Life After Being an LCC

I don’t know where my LCC journey will end. There are always plenty of people lining up to take your spot and sports is a business and if the business wants to replace you with a younger, newer model they will. I have no delusions that I’m going to be an LCC forever. I just don’t know when I’ll punch my final ticket. I’m grateful for every moment, every opportunity but I don’t know when it will be my last.

Slowly but surely things are moving more to video than photo. I’ve seen the writing on the wall for some time now. Where I was shooting every NFL game for 4 seasons and now I’m just shooting when needed as video is the more desired media format at the moment. It doesn’t matter that I traveled all over the state, shot team functions, college bowl games and what not for them, it’s a what have you done for me lately business. I don’t take it personally because it’s a business.

I know I don’t ever want to stop shooting sports. Hell I want to shoot them all from PGA to Nascar to tennis to boxing. I just want to shoot. If anyone knows if the NBA has a need for a LCC let me know as well. I would love to shoot that.

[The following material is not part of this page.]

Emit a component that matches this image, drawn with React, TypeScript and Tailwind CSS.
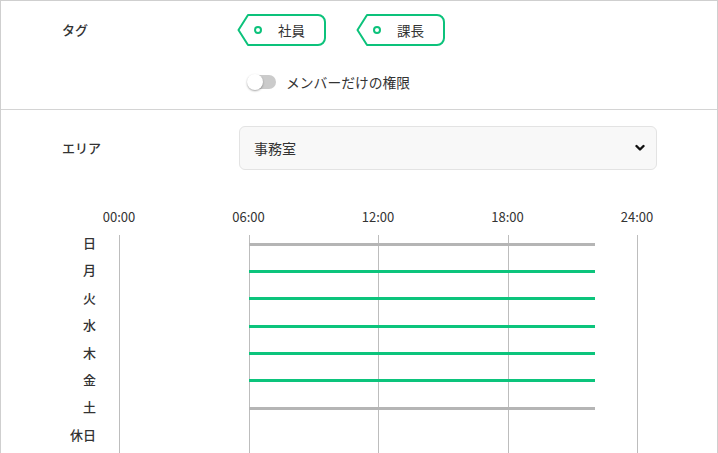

I’m a 40 something year old LCC. There isn’t a lot of old people like us working as a LCC. It’s mostly a young persons game. Maybe my age will push me out one day, but it sure as hell won’t be my talent that does it. I may not have all the newest and greatest gear, but I can still out shoot people with my old Nikon gear. My burst rate might just be a bit slower hahahahaha

If you want to be a LCC know it’s not a glamorous gig. You’re working long, hard hours. Always on your feet, always moving. The pay isn’t the greatest and there are no benefits. But if you love shooting sports and you get to work with some amazing people like I have then it’s all worth it.

Being a LCC is a great way to get your foot in the door, after that whatever happens is up to you.